Interpretive Summary: Corn yield gains over the last century have been driven in part by genetic improvement in the plant’s ability to maintain individual plant yield at ever higher populations (i.e. crowding stress tolerance). Although sweet corn hybrids vary widely in response to populations, mechanisms of CST are unknown. In this work, we wanted to know if crop traits, individually or in combination, relate to CST. We found two groups of traits relate to CST, specifically a ‘source-sink relations’ factor and a ‘photosynthetic capacity’ factor. The impact of this work is two-fold: 1) new knowledge of the underlying mechanisms involved in CST, and 2) sweet corn breeders can now target certain plant traits for CST improvement.
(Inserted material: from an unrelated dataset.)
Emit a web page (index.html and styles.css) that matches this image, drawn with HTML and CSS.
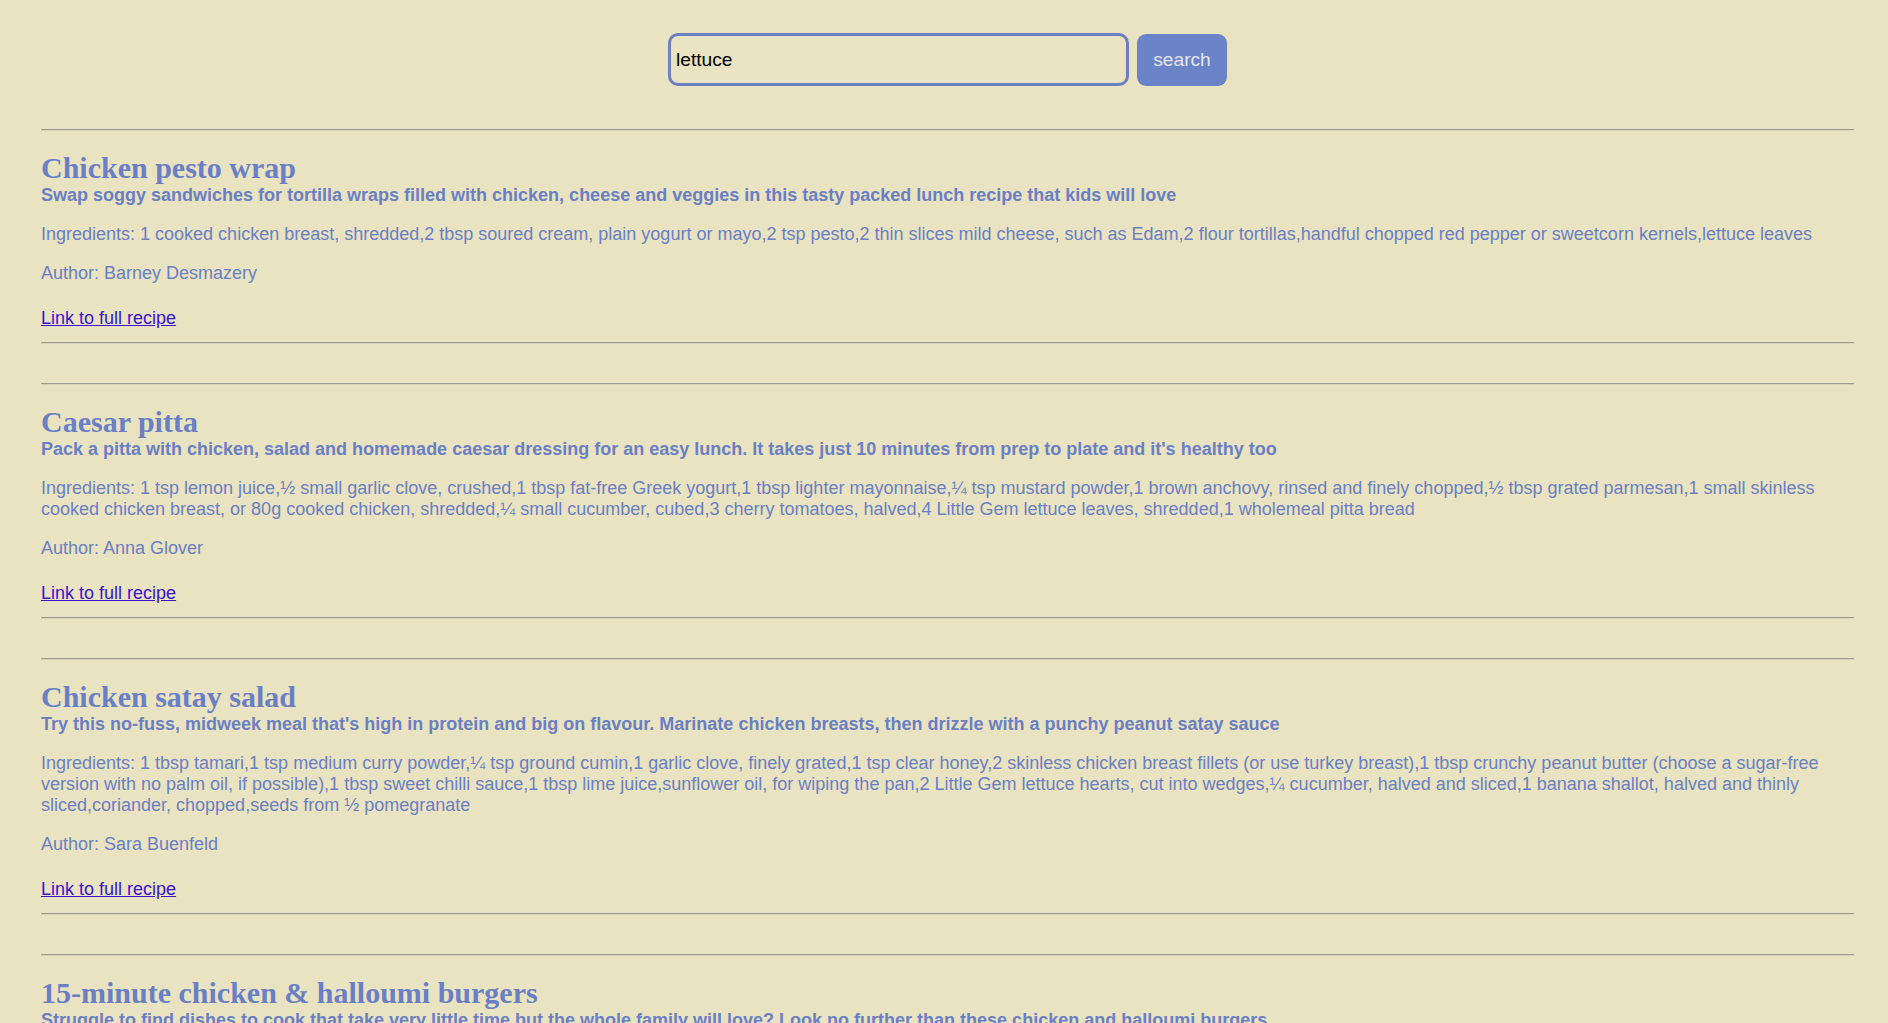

Technical Abstract: Crowding stress tolerance is defined as the extent to which the crop maintains yield per unit area as plant population density increases beyond standard levels. Sweet corn (Zea mays L.) hybrids grown for processing vary widely in tolerance to crowding stress; however, the mechanisms involved in crowding stress tolerance are unknown. The objective of the study was to determine the extent to which crop traits, individually and in combination, relate to crowding stress tolerance in processing sweet corn. Twenty-six modern shrunken-2 processing hybrids from eight sources were grown under conditions of crowding stress (i.e. 72,000 plants ha-1) over a three-year period. Seventeen crop traits measured from emergence to harvest were related to four measures of crowding stress tolerance, including ear mass, recovery, case production, and gross profit margin. Of individual crop traits, kernel mass plant-1 was among the best predictors of crowding stress tolerance in processing sweet corn, as long as sweet corn lines were grown at a uniformly high plant population. Two categories of traits related to crowding stress tolerance in sweet corn, including a ‘source-sink relationship’ factor and a ‘photosynthetic capacity’ factor. Factor regression showed the combination of traits loading into the source-sink relationship factor was positively related to ear mass, case production, and gross profit margin. This research points to the underlying mechanisms involved in crowding stress tolerance in processing sweet corn.